→ Aim
Will you write out the data exactly, excluding every picture?

→ Collected material

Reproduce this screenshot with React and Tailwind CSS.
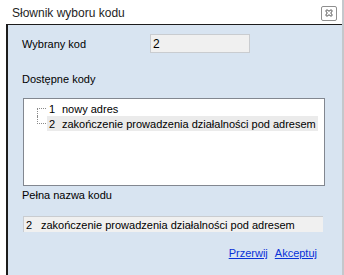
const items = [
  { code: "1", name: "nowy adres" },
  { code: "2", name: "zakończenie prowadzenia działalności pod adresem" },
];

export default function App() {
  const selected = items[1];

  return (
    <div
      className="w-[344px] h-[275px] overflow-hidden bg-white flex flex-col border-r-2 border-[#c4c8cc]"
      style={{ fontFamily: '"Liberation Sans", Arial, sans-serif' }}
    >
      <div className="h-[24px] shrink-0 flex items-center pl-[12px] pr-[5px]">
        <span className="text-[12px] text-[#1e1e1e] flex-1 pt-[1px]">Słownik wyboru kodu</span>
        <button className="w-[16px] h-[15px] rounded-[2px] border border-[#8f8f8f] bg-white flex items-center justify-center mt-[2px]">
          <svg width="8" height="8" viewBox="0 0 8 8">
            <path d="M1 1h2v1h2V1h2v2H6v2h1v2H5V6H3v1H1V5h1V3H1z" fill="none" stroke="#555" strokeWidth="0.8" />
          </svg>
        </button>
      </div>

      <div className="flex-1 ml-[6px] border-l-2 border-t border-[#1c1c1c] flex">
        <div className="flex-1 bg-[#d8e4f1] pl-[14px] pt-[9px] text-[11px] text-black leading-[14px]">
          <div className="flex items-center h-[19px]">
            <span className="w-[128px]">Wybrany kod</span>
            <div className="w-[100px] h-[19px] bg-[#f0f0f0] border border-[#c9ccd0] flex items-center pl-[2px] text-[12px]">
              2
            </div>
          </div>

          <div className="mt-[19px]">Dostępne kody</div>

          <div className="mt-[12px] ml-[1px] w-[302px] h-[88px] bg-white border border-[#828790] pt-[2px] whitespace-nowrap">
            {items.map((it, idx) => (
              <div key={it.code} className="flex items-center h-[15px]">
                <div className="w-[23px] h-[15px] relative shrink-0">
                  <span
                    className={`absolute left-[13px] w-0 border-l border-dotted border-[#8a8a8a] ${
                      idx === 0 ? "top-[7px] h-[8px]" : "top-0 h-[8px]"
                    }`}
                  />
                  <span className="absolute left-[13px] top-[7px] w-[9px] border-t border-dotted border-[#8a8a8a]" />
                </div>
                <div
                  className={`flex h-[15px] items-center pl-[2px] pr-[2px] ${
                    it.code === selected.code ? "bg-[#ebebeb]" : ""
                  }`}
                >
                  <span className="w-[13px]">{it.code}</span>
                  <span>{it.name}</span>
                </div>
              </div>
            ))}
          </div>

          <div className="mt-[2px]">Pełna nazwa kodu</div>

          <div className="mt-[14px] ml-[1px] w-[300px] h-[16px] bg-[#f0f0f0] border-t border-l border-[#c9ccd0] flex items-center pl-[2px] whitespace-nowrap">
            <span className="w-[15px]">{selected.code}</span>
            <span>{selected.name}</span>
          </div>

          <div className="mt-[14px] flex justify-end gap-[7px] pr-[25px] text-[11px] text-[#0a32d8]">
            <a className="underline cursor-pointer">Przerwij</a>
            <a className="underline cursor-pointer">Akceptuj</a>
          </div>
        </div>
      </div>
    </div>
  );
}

→ Response for this exercise
Reproduce this screenshot with React and Tailwind CSS.
const items = [
  { code: "1", name: "nowy adres" },
  { code: "2", name: "zakończenie prowadzenia działalności pod adresem" },
];

export default function App() {
  const selected = items[1];

  return (
    <div
      className="w-[344px] h-[275px] overflow-hidden bg-white flex flex-col border-r-2 border-[#c4c8cc]"
      style={{ fontFamily: '"Liberation Sans", Arial, sans-serif' }}
    >
      <div className="h-[24px] shrink-0 flex items-center pl-[12px] pr-[5px]">
        <span className="text-[12px] text-[#1e1e1e] flex-1 pt-[1px]">Słownik wyboru kodu</span>
        <button className="w-[16px] h-[15px] rounded-[2px] border border-[#8f8f8f] bg-white flex items-center justify-center mt-[2px]">
          <svg width="8" height="8" viewBox="0 0 8 8">
            <path d="M1 1h2v1h2V1h2v2H6v2h1v2H5V6H3v1H1V5h1V3H1z" fill="none" stroke="#555" strokeWidth="0.8" />
          </svg>
        </button>
      </div>

      <div className="flex-1 ml-[6px] border-l-2 border-t border-[#1c1c1c] flex">
        <div className="flex-1 bg-[#d8e4f1] pl-[14px] pt-[9px] text-[11px] text-black leading-[14px]">
          <div className="flex items-center h-[19px]">
            <span className="w-[128px]">Wybrany kod</span>
            <div className="w-[100px] h-[19px] bg-[#f0f0f0] border border-[#c9ccd0] flex items-center pl-[2px] text-[12px]">
              2
            </div>
          </div>

          <div className="mt-[19px]">Dostępne kody</div>

          <div className="mt-[12px] ml-[1px] w-[302px] h-[88px] bg-white border border-[#828790] pt-[2px] whitespace-nowrap">
            {items.map((it, idx) => (
              <div key={it.code} className="flex items-center h-[15px]">
                <div className="w-[23px] h-[15px] relative shrink-0">
                  <span
                    className={`absolute left-[13px] w-0 border-l border-dotted border-[#8a8a8a] ${
                      idx === 0 ? "top-[7px] h-[8px]" : "top-0 h-[8px]"
                    }`}
                  />
                  <span className="absolute left-[13px] top-[7px] w-[9px] border-t border-dotted border-[#8a8a8a]" />
                </div>
                <div
                  className={`flex h-[15px] items-center pl-[2px] pr-[2px] ${
                    it.code === selected.code ? "bg-[#ebebeb]" : ""
                  }`}
                >
                  <span className="w-[13px]">{it.code}</span>
                  <span>{it.name}</span>
                </div>
              </div>
            ))}
          </div>

          <div className="mt-[2px]">Pełna nazwa kodu</div>

          <div className="mt-[14px] ml-[1px] w-[300px] h-[16px] bg-[#f0f0f0] border-t border-l border-[#c9ccd0] flex items-center pl-[2px] whitespace-nowrap">
            <span className="w-[15px]">{selected.code}</span>
            <span>{selected.name}</span>
          </div>

          <div className="mt-[14px] flex justify-end gap-[7px] pr-[25px] text-[11px] text-[#0a32d8]">
            <a className="underline cursor-pointer">Przerwij</a>
            <a className="underline cursor-pointer">Akceptuj</a>
          </div>
        </div>
      </div>
    </div>
  );
}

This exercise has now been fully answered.